Khajuraho has three sets of Hindu temple: Eastern, Southern and Western and the Jain temples, which also have some amazing carvings. Ideally, you should plan your trip to Khajuraho in such a way that you have a minimum three-day stay there. On day one, you can visit the Southern and Eastern set of temples; on day two you explore the Western set, the largest with seven to eight temples and some amazing sculptures; and on day three, you visit the Jain temples. This will give you the complete spectrum of the Chandela temples of Khajuraho.
Another tip here, stay at a resort near Panna Tiger Reserve. This way you can do a wildlife safari in the morning and post lunch head out to Khajuraho to visit the temples and return to you hotel in the evening. Panna Tiger reserve may not be as popular as Corbett in UP or Kahna in MP, but safari bookings are much easier to get here and the forests are much more pristine! Good luck with the tiger sighting though!

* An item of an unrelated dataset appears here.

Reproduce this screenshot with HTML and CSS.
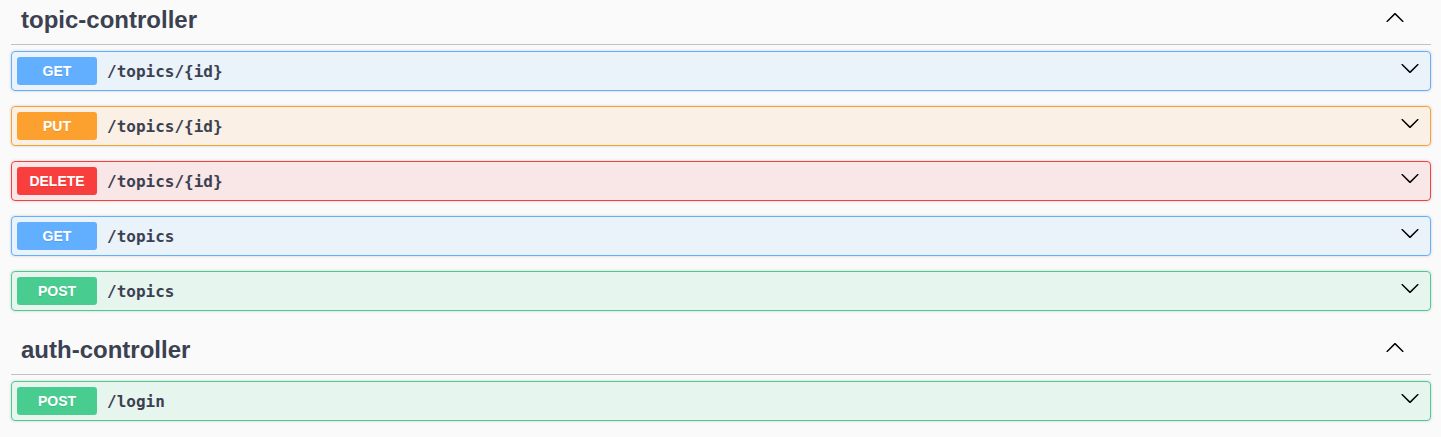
FILE: index.html
```html
<!DOCTYPE html>
<html lang="en">
<head>
<meta charset="utf-8">
<title>Swagger</title>
<link rel="stylesheet" href="styles.css">
</head>
<body>
<div class="wrapper">
  <section class="tag-section">
    <h3 class="tag">
      <span class="tag-name">topic-controller</span>
      <button class="expand" aria-label="collapse">
        <svg class="chev" width="20" height="20" viewBox="0 0 20 20"><path d="M17.418 14.908c.272.268.709.268.979 0s.271-.701 0-.969l-7.908-7.83c-.27-.268-.707-.268-.979 0l-7.908 7.83c-.27.268-.27.701 0 .969.271.268.709.268.979 0L10 7.773l7.418 7.135z"/></svg>
      </button>
    </h3>
    <div class="ops">
      <div class="opblock get">
        <div class="summary">
          <span class="method">GET</span>
          <span class="path">/topics/{id}</span>
          <svg class="chev arrow" width="20" height="20" viewBox="0 0 20 20"><path d="M17.418 6.109c.272-.268.709-.268.979 0s.271.701 0 .969l-7.908 7.83c-.27.268-.707.268-.979 0l-7.908-7.83c-.27-.268-.27-.701 0-.969.271-.268.709-.268.979 0L10 13.25l7.418-7.141z"/></svg>
        </div>
      </div>
      <div class="opblock put">
        <div class="summary">
          <span class="method">PUT</span>
          <span class="path">/topics/{id}</span>
          <svg class="chev arrow" width="20" height="20" viewBox="0 0 20 20"><path d="M17.418 6.109c.272-.268.709-.268.979 0s.271.701 0 .969l-7.908 7.83c-.27.268-.707.268-.979 0l-7.908-7.830c-.27-.268-.27-.701 0-.969.271-.268.709-.268.979 0L10 13.25l7.418-7.141z"/></svg>
        </div>
      </div>
      <div class="opblock delete">
        <div class="summary">
          <span class="method">DELETE</span>
          <span class="path">/topics/{id}</span>
          <svg class="chev arrow" width="20" height="20" viewBox="0 0 20 20"><path d="M17.418 6.109c.272-.268.709-.268.979 0s.271.701 0 .969l-7.908 7.83c-.27.268-.707.268-.979 0l-7.908-7.83c-.27-.268-.27-.701 0-.969.271-.268.709-.268.979 0L10 13.25l7.418-7.141z"/></svg>
        </div>
      </div>
      <div class="opblock get">
        <div class="summary">
          <span class="method">GET</span>
          <span class="path">/topics</span>
          <svg class="chev arrow" width="20" height="20" viewBox="0 0 20 20"><path d="M17.418 6.109c.272-.268.709-.268.979 0s.271.701 0 .969l-7.908 7.83c-.27.268-.707.268-.979 0l-7.908-7.83c-.27-.268-.27-.701 0-.969.271-.268.709-.268.979 0L10 13.25l7.418-7.141z"/></svg>
        </div>
      </div>
      <div class="opblock post">
        <div class="summary">
          <span class="method">POST</span>
          <span class="path">/topics</span>
          <svg class="chev arrow" width="20" height="20" viewBox="0 0 20 20"><path d="M17.418 6.109c.272-.268.709-.268.979 0s.271.701 0 .969l-7.908 7.83c-.27.268-.707.268-.979 0l-7.908-7.83c-.27-.268-.27-.701 0-.969.271-.268.709-.268.979 0L10 13.25l7.418-7.141z"/></svg>
        </div>
      </div>
    </div>
  </section>
  <section class="tag-section">
    <h3 class="tag">
      <span class="tag-name">auth-controller</span>
      <button class="expand" aria-label="collapse">
        <svg class="chev" width="20" height="20" viewBox="0 0 20 20"><path d="M17.418 14.908c.272.268.709.268.979 0s.271-.701 0-.969l-7.908-7.83c-.27-.268-.707-.268-.979 0l-7.908 7.83c-.27.268-.27.701 0 .969.271.268.709.268.979 0L10 7.773l7.418 7.135z"/></svg>
      </button>
    </h3>
    <div class="ops">
      <div class="opblock post">
        <div class="summary">
          <span class="method">POST</span>
          <span class="path">/login</span>
          <svg class="chev arrow" width="20" height="20" viewBox="0 0 20 20"><path d="M17.418 6.109c.272-.268.709-.268.979 0s.271.701 0 .969l-7.908 7.83c-.27.268-.707.268-.979 0l-7.908-7.83c-.27-.268-.27-.701 0-.969.271-.268.709-.268.979 0L10 13.25l7.418-7.141z"/></svg>
        </div>
      </div>
    </div>
  </section>
</div>
</body>
</html>
```

FILE: styles.css
```css
html, body {
  margin: 0;
  padding: 0;
  background: #fafafa;
}
body {
  font-family: "Liberation Sans", Arial, sans-serif;
  color: #3b4151;
  overflow: hidden;
}
.wrapper {
  margin-top: -4px;
  padding: 0 10px 0 11px;
}
.tag {
  display: flex;
  align-items: center;
  height: 48px;
  margin: 0 0 6px;
  padding: 0 16px 0 10px;
  border-bottom: 1px solid rgba(59, 65, 81, 0.3);
  font-size: 24px;
  font-weight: 700;
  color: #3b4151;
}
.tag-name {
  flex: 1;
}
.expand {
  display: flex;
  align-items: center;
  background: none;
  border: none;
  padding: 0 10px;
  margin: 0 0 6px;
  cursor: pointer;
}
.chev {
  display: block;
  fill: #000;
}
.ops {
  display: flex;
  flex-direction: column;
  gap: 15px;
  margin-bottom: 15px;
}
.opblock {
  border: 1px solid #000;
  border-radius: 4px;
  box-shadow: 0 0 3px rgba(0, 0, 0, 0.19);
}
.summary {
  display: flex;
  align-items: center;
  padding: 5px;
}
.method {
  min-width: 80px;
  padding: 6px 0;
  border-radius: 3px;
  font-size: 14px;
  line-height: 16px;
  font-weight: 700;
  color: #fff;
  text-align: center;
  text-shadow: 0 1px 0 rgba(0, 0, 0, 0.1);
}
.path {
  flex: 1;
  padding: 0 10px;
  font-family: "DejaVu Sans Mono", monospace;
  font-size: 16px;
  font-weight: 700;
  color: #3b4151;
}
.arrow {
  margin: 0 5px 6px 0;
}
.get { background: rgba(97, 175, 254, 0.1); border-color: #61affe; }
.get .method { background: #61affe; }
.put { background: rgba(252, 161, 48, 0.1); border-color: #fca130; }
.put .method { background: #fca130; }
.delete { background: rgba(249, 62, 62, 0.1); border-color: #f93e3e; }
.delete .method { background: #f93e3e; }
.post { background: rgba(73, 204, 144, 0.1); border-color: #49cc90; }
.post .method { background: #49cc90; }
```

If you plan this around February, it will be even better as not only is the weather more accommodating but you can be part of the annual dance festival, a week-long fiesta of classical dance set against the backdrop of the temples. After exploring the temples in the afternoon, spend the evening ambling around the small bazaar selling knick-knacks or sipping some coffee on the rooftop of one of the numerous cafes here. In the evening, watch the cultural spectacle of the dance festival.
The calendar for the 2017 is available on the Net, so you can pick the dates you want to be there, depending on the artists performing from Odissi to Kathak and Bharatnatyam. Tickets for these are sold well in advance and many corporates makes block bookings, so you may not be able to get your hands on some tickets so easily. However, the resort that you are staying in may be able to help you with a few tickets as they have an arrangement with the organizers for their guests
The ideal itinerary would be to leave by a night train from Delhi to Khajuraho, spend the next three days exploring the temples, tiger reserve and enjoying the dance festival. On the fourth day, leave for Orchha near Jhansi and look around the riverside temples here and enjoy some rafting on the Betwa river. Finally, on the fifth day you could head for to Jhansi and after visiting Rani Jhansi’s fort in the morning., catch the Shatabdi Express back to Delhi. Khajuraho also has daily flights to and from Delhi and a few other cities, if you don’t want to travel by Indian Railways.
The temples at Khajuraho should be on your list of “places I should see before I die” as their mesmerizing beauty is something you don’t want to miss out on in this lifetime!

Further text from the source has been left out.